In a gaseous fuel-fired heating apparatus having at least one combustion chamber wall defining a combustion chamber having a gaseous fuel inlet, an oxidant inlet, and a flue gas outlet, at least one mixing chamber wall defining a mixing chamber having a flue gas inlet in fluid communication with the flue gas outlet, a dilution air inlet, and a mixing chamber flue gas outlet, and an induced draft blower removably secured to the mixing chamber wall having a blower flue gas inlet in communication with the mixing chamber flue gas outlet and a vent gas outlet, the method of this invention for converting the apparatus between a high temperature flue gas mode and a low temperature flue gas mode comprises the steps of inserting an orifice plate having an orifice with an area smaller than the mixing chamber flue gas outlet area between the mixing chamber wall and the induced draft blower so that the orifice is disposed between the mixing chamber flue gas outlet and the blower flue gas inlet and a portion of the orifice plate seals off the dilution air inlet.

While in the foregoing specification this invention has been described in relation to certain preferred embodiments thereof, and many details have been set forth for purpose of illustration, it will be apparent to those skilled in the art that the invention is susceptible to additional embodiments and that certain of the details described herein can be varied considerably without departing from the basic principles of the invention.

Claims

1. A gaseous fuel-fired heating apparatus comprising:

at least one combustion chamber wall defining a combustion chamber having a gaseous fuel inlet, a combustion air inlet, and a flue gas outlet;

at least one mixing chamber wall defining a mixing chamber having a flue gas inlet in fluid communication with said flue gas outlet, a dilution air inlet, and a mixing chamber flue gas outlet;

an induced draft blower removably secured to said at least one mixing chamber wall having a blower flue gas inlet in communication with said mixing chamber flue gas outlet, and a vent gas outlet connectable to one of a high temperature vent and a low temperature vent; and

means for converting said apparatus between a high temperature vent mode and a low temperature vent mode, said means disposed between said mixing chamber and said induced draft blower.

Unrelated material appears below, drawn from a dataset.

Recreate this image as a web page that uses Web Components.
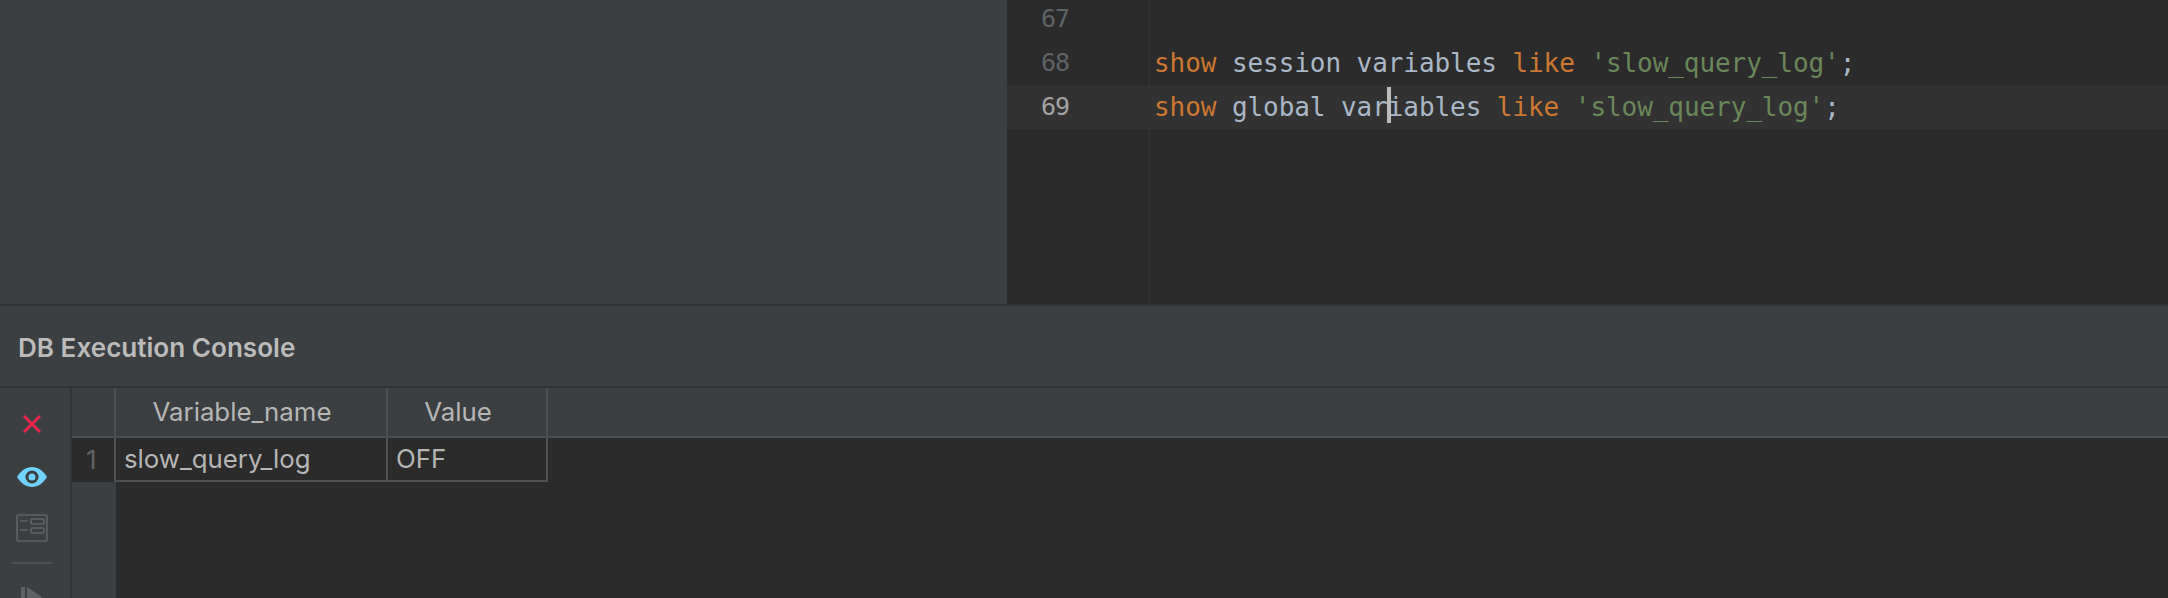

2. An apparatus in accordance with claim 1, wherein said means for converting said apparatus between said high temperature vent mode and said low temperature vent mode comprises an orifice plate securable to said at least one mixing chamber wall, said orifice plate sealing off said dilution air inlet and forming an orifice having an area smaller than said mixing chamber flue gas outlet area, said orifice aligned with said mixing chamber flue gas outlet.

3. An apparatus in accordance with claim 1, wherein said means for converting said apparatus between said high temperature vent mode and said low temperature vent mode comprises an orifice plate secured to said at least one mixing chamber wall, said orifice plate forming an orifice having an area smaller than said mixing chamber flue gas outlet area and being movable between a high temperature vent position and a low temperature vent position.

4. An apparatus in accordance with claim 3, wherein, in said high temperature vent position, said orifice plate seals off said dilution air inlet and said orifice is aligned with said mixing chamber outlet and said blower flue gas inlet, and in said low temperature flue gas vent position, said dilution air inlet is open and said orifice is not in communication with said mixing chamber flue gas outlet and said blower flue gas inlet.

5. In a gaseous fuel-fired heating apparatus having at least one combustion chamber wall defining a combustion chamber having a gaseous fuel inlet, an oxidant inlet, and a flue gas outlet, at least one mixing chamber wall defining a mixing chamber having a flue gas inlet in fluid communication with said flue gas outlet, a dilution air inlet, and a mixing chamber flue gas outlet, and an induced draft blower removably secured to said at least one mixing chamber wall having a blower flue gas inlet in communication with said mixing chamber flue gas outlet and a vent gas outlet, the improvement comprising:

means for converting said apparatus between a high temperature vent mode and a low temperature vent mode, said means disposed between said mixing chamber and said induced draft blower.

6. A gaseous fuel-fired heating apparatus in accordance with claim 5, wherein said means for converting said apparatus between said high temperature vent mode and said low temperature vent mode comprises an orifice plate secured to said at least one mixing chamber wall, said orifice plate forming an orifice having an area smaller than said mixing chamber flue gas outlet area and being movable between a high temperature vent position and a low temperature vent position.

7. A gaseous fuel-fired heating apparatus in accordance with claim 6, wherein, in said high temperature vent position, said orifice plate seals off said dilution air inlet and said orifice is aligned with said mixing chamber flue gas outlet and said blower flue gas inlet, and in said low temperature vent position, said dilution air inlet is open and said orifice is not in communication with said mixing chamber flue gas outlet and said blower flue gas.

8. In a gaseous fuel-fired heating apparatus having at least one combustion chamber wall defining a combustion chamber having a gaseous fuel inlet, an oxidant inlet, and a flue gas outlet, at least one mixing chamber wall defining a mixing chamber having a flue gas inlet in fluid communication with said flue gas outlet, a dilution air inlet, and a mixing chamber flue gas outlet, and an induced draft blower removably secured to said at least one mixing chamber wall having a blower flue gas inlet in communication with said mixing chamber flue gas outlet and a vent gas outlet, a method for converting said apparatus between a high temperature vent mode and a low temperature vent mode comprising the steps of:

inserting an orifice plate having an orifice having an area smaller than said mixing chamber flue gas outlet area between said at least one mixing chamber wall and said induced draft blower, whereby said orifice is disposed between said mixing chamber flue gas outlet and said blower flue gas inlet and a portion of said orifice plate seals off said dilution air inlet.